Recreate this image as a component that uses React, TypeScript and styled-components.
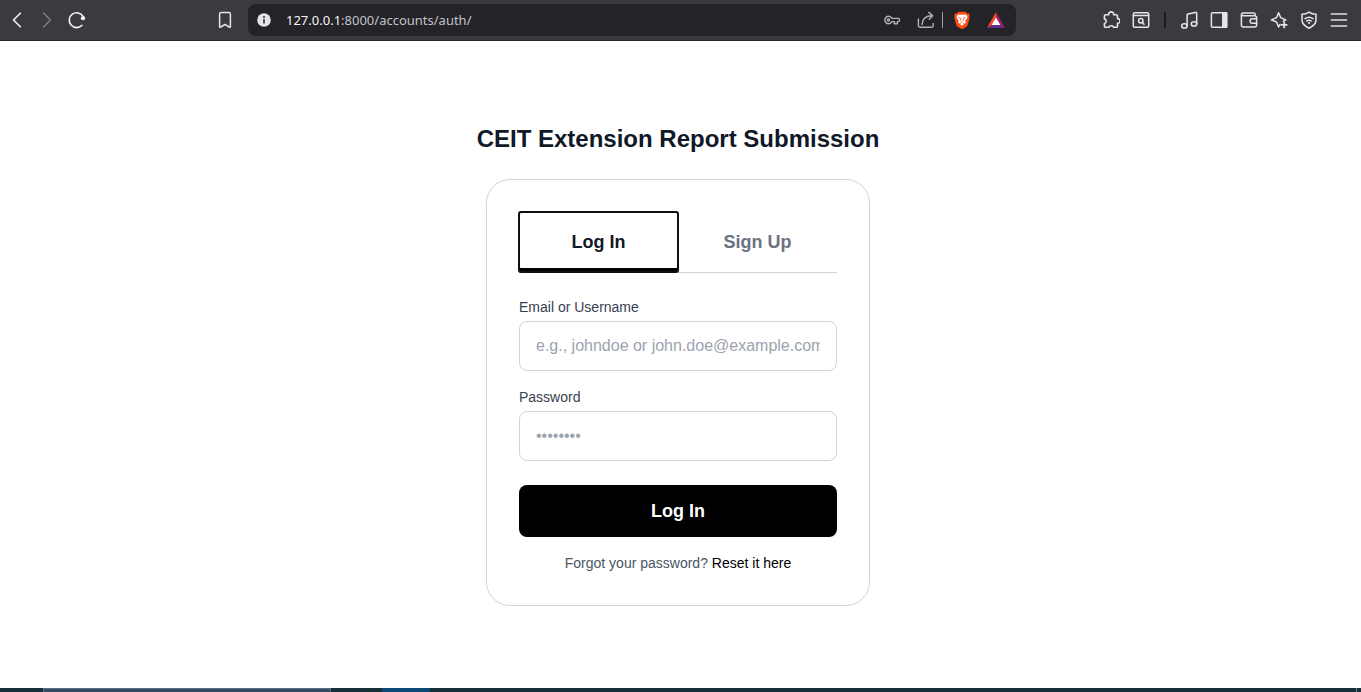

- - - - - - -

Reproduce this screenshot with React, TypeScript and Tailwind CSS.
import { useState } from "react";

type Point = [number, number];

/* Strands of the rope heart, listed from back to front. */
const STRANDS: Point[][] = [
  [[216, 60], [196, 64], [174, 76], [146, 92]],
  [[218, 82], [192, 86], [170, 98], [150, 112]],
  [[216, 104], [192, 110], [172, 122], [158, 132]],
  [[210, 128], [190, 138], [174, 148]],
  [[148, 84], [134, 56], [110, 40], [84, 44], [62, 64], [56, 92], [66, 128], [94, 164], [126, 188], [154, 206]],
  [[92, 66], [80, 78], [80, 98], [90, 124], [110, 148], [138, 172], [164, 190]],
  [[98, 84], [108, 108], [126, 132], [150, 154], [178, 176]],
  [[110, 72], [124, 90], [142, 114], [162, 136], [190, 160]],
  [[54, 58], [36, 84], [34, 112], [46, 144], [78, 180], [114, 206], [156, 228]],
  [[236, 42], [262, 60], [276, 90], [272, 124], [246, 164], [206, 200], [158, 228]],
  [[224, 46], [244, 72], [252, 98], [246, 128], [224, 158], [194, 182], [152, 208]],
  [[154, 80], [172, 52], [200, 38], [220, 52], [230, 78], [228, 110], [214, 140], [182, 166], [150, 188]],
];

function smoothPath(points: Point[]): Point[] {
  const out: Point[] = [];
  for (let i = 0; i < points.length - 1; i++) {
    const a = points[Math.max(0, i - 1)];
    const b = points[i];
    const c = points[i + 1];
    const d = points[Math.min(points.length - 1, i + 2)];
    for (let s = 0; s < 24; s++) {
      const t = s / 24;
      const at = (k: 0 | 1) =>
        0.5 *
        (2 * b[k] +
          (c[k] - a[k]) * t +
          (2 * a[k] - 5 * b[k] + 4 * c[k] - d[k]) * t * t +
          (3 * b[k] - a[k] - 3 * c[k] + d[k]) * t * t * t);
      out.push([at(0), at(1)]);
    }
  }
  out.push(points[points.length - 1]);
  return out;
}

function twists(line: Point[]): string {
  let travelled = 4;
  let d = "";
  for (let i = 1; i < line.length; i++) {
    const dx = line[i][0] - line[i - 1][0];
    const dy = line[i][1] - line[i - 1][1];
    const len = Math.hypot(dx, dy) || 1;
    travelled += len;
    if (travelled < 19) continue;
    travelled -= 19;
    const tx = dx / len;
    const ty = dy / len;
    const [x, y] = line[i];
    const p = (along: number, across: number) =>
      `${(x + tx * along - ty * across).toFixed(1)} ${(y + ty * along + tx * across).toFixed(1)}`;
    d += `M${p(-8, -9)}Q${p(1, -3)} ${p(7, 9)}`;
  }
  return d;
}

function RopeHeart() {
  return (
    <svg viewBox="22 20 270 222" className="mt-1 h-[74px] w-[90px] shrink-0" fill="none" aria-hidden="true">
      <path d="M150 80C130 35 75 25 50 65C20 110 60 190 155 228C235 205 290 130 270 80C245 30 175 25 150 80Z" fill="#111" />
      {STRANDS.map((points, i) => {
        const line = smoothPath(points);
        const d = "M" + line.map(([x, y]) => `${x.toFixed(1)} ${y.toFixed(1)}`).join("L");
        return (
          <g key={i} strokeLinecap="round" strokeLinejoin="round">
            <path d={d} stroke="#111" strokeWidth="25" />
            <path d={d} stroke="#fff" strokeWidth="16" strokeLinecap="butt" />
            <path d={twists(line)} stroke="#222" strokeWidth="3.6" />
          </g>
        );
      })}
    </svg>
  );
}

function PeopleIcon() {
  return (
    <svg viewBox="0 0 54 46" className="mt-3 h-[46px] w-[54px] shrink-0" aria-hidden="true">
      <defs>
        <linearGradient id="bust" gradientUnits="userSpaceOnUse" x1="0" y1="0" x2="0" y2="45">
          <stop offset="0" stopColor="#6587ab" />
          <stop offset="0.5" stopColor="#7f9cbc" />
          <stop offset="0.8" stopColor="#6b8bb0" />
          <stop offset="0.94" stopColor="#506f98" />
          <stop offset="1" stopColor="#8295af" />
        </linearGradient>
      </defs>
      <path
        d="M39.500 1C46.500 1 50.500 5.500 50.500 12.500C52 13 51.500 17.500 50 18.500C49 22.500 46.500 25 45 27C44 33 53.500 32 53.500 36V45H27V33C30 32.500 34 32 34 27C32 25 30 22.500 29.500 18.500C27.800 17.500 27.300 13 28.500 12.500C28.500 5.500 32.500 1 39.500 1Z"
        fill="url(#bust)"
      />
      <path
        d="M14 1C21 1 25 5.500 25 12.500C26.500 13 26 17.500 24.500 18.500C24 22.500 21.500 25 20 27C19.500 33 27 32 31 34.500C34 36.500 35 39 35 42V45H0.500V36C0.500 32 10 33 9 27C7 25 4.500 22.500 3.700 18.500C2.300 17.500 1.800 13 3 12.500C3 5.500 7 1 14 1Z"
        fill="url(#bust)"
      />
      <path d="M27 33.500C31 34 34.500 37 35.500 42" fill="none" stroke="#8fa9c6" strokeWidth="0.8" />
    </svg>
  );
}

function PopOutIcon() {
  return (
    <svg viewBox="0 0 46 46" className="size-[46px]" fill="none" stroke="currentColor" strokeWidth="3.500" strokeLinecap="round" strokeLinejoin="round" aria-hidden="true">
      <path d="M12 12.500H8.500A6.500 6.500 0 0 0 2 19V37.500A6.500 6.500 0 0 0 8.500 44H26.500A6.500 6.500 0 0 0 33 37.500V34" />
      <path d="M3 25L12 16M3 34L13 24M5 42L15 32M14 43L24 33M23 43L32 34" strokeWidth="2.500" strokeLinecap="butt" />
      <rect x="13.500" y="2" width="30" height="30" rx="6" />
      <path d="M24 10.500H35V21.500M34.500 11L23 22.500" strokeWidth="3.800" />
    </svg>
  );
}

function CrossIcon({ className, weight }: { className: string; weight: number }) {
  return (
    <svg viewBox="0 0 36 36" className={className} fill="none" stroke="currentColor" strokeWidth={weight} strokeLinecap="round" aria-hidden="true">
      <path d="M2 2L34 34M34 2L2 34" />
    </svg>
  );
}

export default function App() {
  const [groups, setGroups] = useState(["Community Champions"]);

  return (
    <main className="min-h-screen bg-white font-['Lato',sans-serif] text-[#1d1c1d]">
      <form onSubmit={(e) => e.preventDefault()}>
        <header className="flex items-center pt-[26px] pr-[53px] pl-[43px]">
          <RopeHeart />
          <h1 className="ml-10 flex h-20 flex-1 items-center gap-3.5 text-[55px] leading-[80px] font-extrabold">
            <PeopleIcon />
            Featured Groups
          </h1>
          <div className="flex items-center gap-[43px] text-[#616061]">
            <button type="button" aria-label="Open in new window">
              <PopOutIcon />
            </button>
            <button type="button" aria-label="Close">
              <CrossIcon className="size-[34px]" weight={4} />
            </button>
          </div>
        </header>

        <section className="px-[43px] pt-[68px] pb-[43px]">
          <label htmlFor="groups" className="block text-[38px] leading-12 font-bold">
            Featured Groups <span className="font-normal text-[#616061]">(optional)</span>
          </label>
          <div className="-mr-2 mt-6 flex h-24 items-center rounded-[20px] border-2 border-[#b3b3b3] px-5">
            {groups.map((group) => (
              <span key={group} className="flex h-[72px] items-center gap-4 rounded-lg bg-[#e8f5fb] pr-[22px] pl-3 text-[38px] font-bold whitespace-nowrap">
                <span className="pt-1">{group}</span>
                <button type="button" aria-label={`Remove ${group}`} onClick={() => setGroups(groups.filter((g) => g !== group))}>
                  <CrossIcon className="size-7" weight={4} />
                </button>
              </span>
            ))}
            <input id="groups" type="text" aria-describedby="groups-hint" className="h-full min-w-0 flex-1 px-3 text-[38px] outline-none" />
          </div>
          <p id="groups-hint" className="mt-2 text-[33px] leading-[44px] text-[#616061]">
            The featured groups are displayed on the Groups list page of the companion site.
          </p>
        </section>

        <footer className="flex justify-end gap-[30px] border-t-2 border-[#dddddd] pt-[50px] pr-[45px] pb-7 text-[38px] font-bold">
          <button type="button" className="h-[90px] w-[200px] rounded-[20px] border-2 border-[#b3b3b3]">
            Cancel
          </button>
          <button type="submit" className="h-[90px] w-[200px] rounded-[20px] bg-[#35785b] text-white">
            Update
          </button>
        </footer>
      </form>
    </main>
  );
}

- - - - - - -

## Task to carry out
This exercise asks for the lines from the line with "Reproduce this screenshot" to the line with "type Point = [number, number];", both lines included, set down exactly and with nothing else.

## Expected output
Reproduce this screenshot with React, TypeScript and Tailwind CSS.
import { useState } from "react";

type Point = [number, number];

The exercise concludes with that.